DC District Court Upholds “Conflict Minerals Disclosure” Section of the Dodd Frank Act
Susan Baker, Vice President, Shareholder Advocacy and Corporate Engagement: July 2013
On July 23rd, the U.S. District Court for the District of Columbia ruled to uphold the implementing rules for Section 1502 of the Dodd-Frank Act, which relates to Conflict Minerals Disclosure. The Court also dismissed a lawsuit filed against the U.S. Securities and Exchange Commission (SEC) by the U.S. Chamber of Commerce, the National Association of Manufacturers, and the Business Roundtable; “[f]inding no problems with the SEC’s rulemaking and disagreeing that the ‘conflict minerals’ disclosure scheme transgresses the First Amendment, the Court concludes that Plaintiffs’ claims lack merit.”
Section 1502 provides details on how corporations will be required to report to the SEC on their use of “conflict minerals” from the Eastern Democratic Republic of the Congo (DRC) and surrounding regions, where a violent conflict has been raging for 15 years, claiming over five million lives.

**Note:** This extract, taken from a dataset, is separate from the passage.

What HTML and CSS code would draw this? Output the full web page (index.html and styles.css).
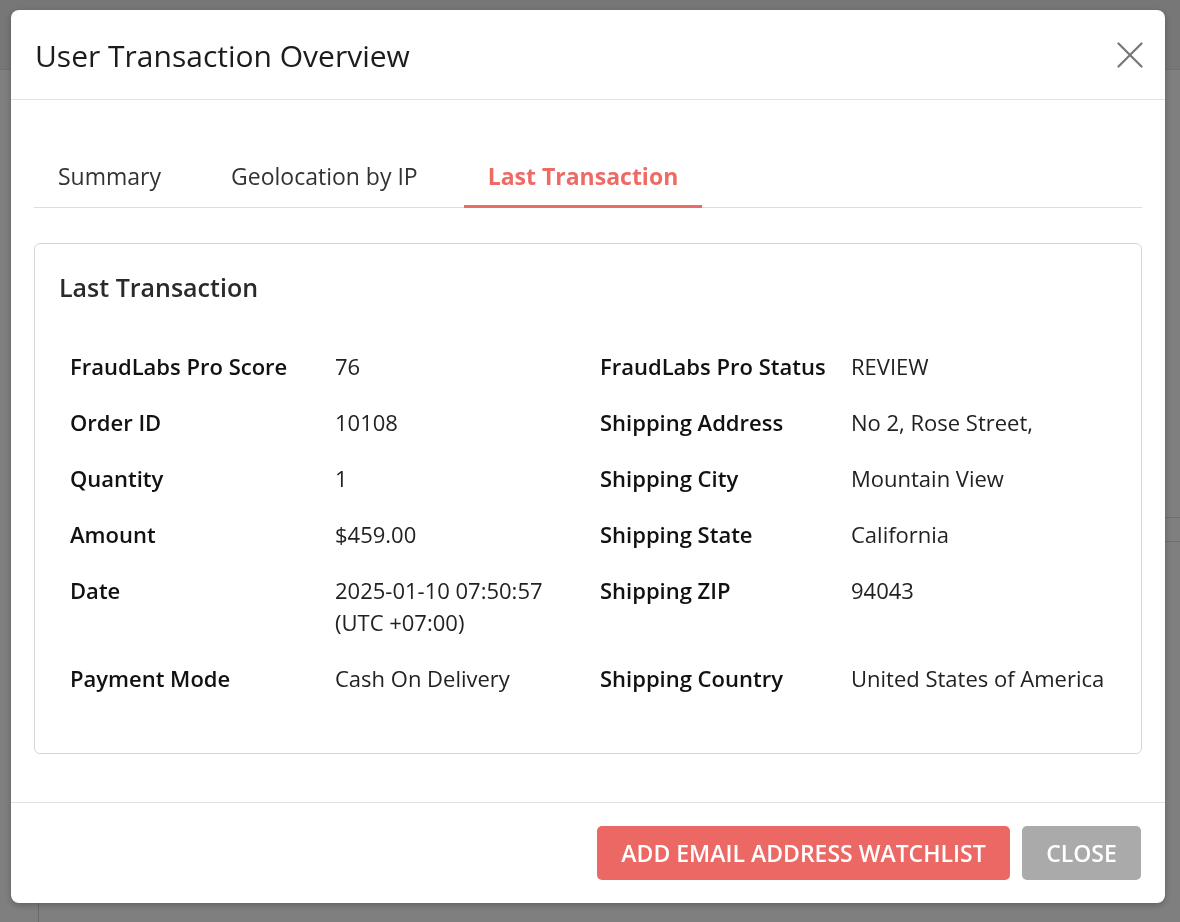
FILE: index.html
```html
<!DOCTYPE html>
<html lang="en">
<head>
<meta charset="utf-8">
<title>User Transaction Overview</title>
<link rel="stylesheet" href="styles.css">
</head>
<body>
<div class="page">
  <div class="page-top"></div>
  <div class="page-rest">
    <div class="page-line-a"></div>
    <div class="page-line-b"></div>
    <div class="page-vline"></div>
  </div>
</div>
<div class="overlay">
  <div class="modal">
    <div class="modal-header">
      <h2 class="modal-title">User Transaction Overview</h2>
      <button class="close-x" aria-label="Close">
        <svg width="26" height="26" viewBox="0 0 26 26"><path d="M1.5 1.5 L24.5 24.5 M24.5 1.5 L1.5 24.5" stroke="#767676" stroke-width="2.2" stroke-linecap="round" fill="none"/></svg>
      </button>
    </div>
    <div class="modal-body">
      <div class="tabs">
        <div class="tab">Summary</div>
        <div class="tab">Geolocation by IP</div>
        <div class="tab active">Last Transaction</div>
      </div>
      <div class="card">
        <h3 class="card-title">Last Transaction</h3>
        <div class="grid">
          <div class="lbl">FraudLabs Pro Score</div><div class="val">76</div>
          <div class="lbl">FraudLabs Pro Status</div><div class="val">REVIEW</div>
          <div class="lbl">Order ID</div><div class="val">10108</div>
          <div class="lbl">Shipping Address</div><div class="val">No 2, Rose Street,</div>
          <div class="lbl">Quantity</div><div class="val">1</div>
          <div class="lbl">Shipping City</div><div class="val">Mountain View</div>
          <div class="lbl">Amount</div><div class="val">$459.00</div>
          <div class="lbl">Shipping State</div><div class="val">California</div>
          <div class="lbl">Date</div><div class="val">2025-01-10 07:50:57<br>(UTC +07:00)</div>
          <div class="lbl">Shipping ZIP</div><div class="val">94043</div>
          <div class="lbl">Payment Mode</div><div class="val">Cash On Delivery</div>
          <div class="lbl">Shipping Country</div><div class="val">United States of America</div>
        </div>
      </div>
    </div>
    <div class="modal-footer">
      <button class="btn btn-primary">ADD EMAIL ADDRESS WATCHLIST</button>
      <button class="btn btn-secondary">CLOSE</button>
    </div>
  </div>
</div>
</body>
</html>
```
FILE: styles.css
```css
* { box-sizing: border-box; }
html, body { margin: 0; padding: 0; }
body {
  width: 1180px;
  height: 922px;
  overflow: hidden;
  font-family: "Open Sans", "Noto Sans", "Liberation Sans", sans-serif;
  background: #7f7f7f;
}
.page { width: 1180px; height: 922px; display: flex; flex-direction: column; }
.page-top { height: 70px; background: #777777; border-bottom: 1px solid #707070; }
.page-rest { flex: 1; position: relative; background: #7f7f7f; }
.page-line-a { position: absolute; left: 1165px; right: 0; top: 447px; height: 1px; background: #6e6e6e; }
.page-line-b { position: absolute; left: 1165px; right: 0; top: 471px; height: 1px; background: #6e6e6e; }
.page-vline { position: absolute; left: 38px; top: 820px; bottom: 0; width: 1px; background: #6a6a6a; }

.overlay {
  position: fixed;
  inset: 0;
  padding: 10px 15px 0 11px;
}
.modal {
  width: 1154px;
  height: 893px;
  background: #fff;
  border-radius: 8px;
  box-shadow: 0 2px 6px rgba(0,0,0,0.25);
  display: flex;
  flex-direction: column;
}
.modal-header {
  height: 90px;
  border-bottom: 1px solid #e1e1e6;
  display: flex;
  align-items: center;
  justify-content: space-between;
  padding: 0 22px 0 24px;
}
.modal-title {
  margin: 0;
  font-size: 30px;
  font-weight: 500;
  color: #1c1c1c;
  letter-spacing: 0;
  padding-top: 2px;
}
.close-x {
  border: 0;
  background: none;
  padding: 0;
  width: 26px;
  height: 26px;
  cursor: pointer;
  display: flex;
}
.modal-body {
  flex: 1;
  padding: 46px 23px 0 23px;
}
.tabs {
  display: flex;
  gap: 22px;
  border-bottom: 1px solid #dedede;
}
.tab {
  padding: 15px 24px 14px;
  font-size: 23px;
  line-height: 30px;
  color: #333;
  border-bottom: 3px solid transparent;
  margin-bottom: -1px;
}
.tab.active {
  color: #ee6a65;
  font-weight: 700;
  border-bottom-color: #ee6a65;
}
.card {
  margin-top: 35px;
  border: 1px solid #d6d6d6;
  border-radius: 6px;
  padding: 23px 24px 47px;
}
.card-title {
  margin: 0;
  font-size: 25px;
  line-height: 40px;
  font-weight: 600;
  color: #2a2a2a;
}
.grid {
  margin-top: 31px;
  display: grid;
  grid-template-columns: 265px 265px 251px 1fr;
  font-size: 22px;
  line-height: 32px;
  color: #222;
}
.lbl, .val { padding: 12px 11px; white-space: nowrap; }
.lbl { font-weight: 600; color: #111; }
.val { color: #222; }
.modal-footer {
  height: 101px;
  border-top: 1px solid #e1e1e6;
  display: flex;
  justify-content: flex-end;
  align-items: flex-start;
  gap: 12px;
  padding: 23px 24px 0 0;
}
.btn {
  height: 54px;
  border: 0;
  border-radius: 5px;
  font-family: "Open Sans", "Noto Sans", sans-serif;
  font-size: 23px;
  font-weight: 600;
  color: #fff;
  padding: 0;
  cursor: pointer;
}
.btn-primary { background: #ec6864; width: 413px; }
.btn-secondary { background: #aaaaaa; width: 119px; }
```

The four conflict minerals—tin, tantalum, tungsten, and gold—are critical to the reliable functioning consumers have come to expect from cell phones, laptops, jewelry, automobiles, and many other manufactured products.
The implemented rules will allow investors to evaluate the extent to which portfolio companies are exposed either directly or indirectly, to significant human rights risks associated with conflict minerals, thereby improve investors’ ability to make sound financial investments,. Going forward, affected companies will need to provide public disclosures, annually.
As investors, we believe that Section 1502 of the Dodd-Frank Act provides a critical leverage point to address one of the root causes of the ongoing violence that has plagued the Democratic Republic of Congo. The rules intent is to expose the illicit trade of minerals – a key financial resource for rebel groups – and move sourcing to responsible supplies in the DRC. We are in regular dialogue with
Intel, Hewlett-Packard, Motorola Solutions*, and Advanced Micro Devices*, who support the rule, but due to the ‘phase-in’ period investors will have to press companies over the next few years for continuous and rapid improvement in addressing these human rights risks.
Over the last three years, members of an investor coalition led by Responsible Sourcing Network, Boston Common Asset Management, Calvert Investments, and Trillium Asset Management, submitted several recommendations to the SEC during the rule?making process. The coalition also included members of the Interfaith Center on Corporate Responsibility (ICCR), a membership association of 275 faith-based institutional investors including religious communities and asset management companies; United Nations’ PRI: Principles for Responsible Investment; and US SIF: The Forum for Sustainable and Responsible Investment, a membership association of investors, firms, institutions, and organizations engaged in sustainable and responsible investing. Key components from the investors’ letters were included in the final rule.
We commend the leadership of the Enough Project and Global Witness — along with a number of major U.S. companies — that worked collaboratively with investors through the lengthy rulemaking process.
The rule charts a workable path forward for companies to report on the sourcing and due diligence processes associated with the minerals captured by the legislation. As investors, we commend companies that have already begun implementation of the 1502 rule and encourage all companies to comply with its provisions swiftly and fully.
We also encourage responsible investment in the DRC and the broader Great Lakes Region—consistent with the provisions of this law and the rule implementing it—in order to help support peace and prosperity after two decades of bloody conflict and massive dislocations affecting millions of people.
*In addition to engaging with our core portfolio companies, Trillium also conducts advocacy on selected companies (identified with an “*”) that are not in our core portfolios but are held as legacy positions in client portfolios. These are companies that may not meet our minimum social and environmental criteria, but that we still seek to improve.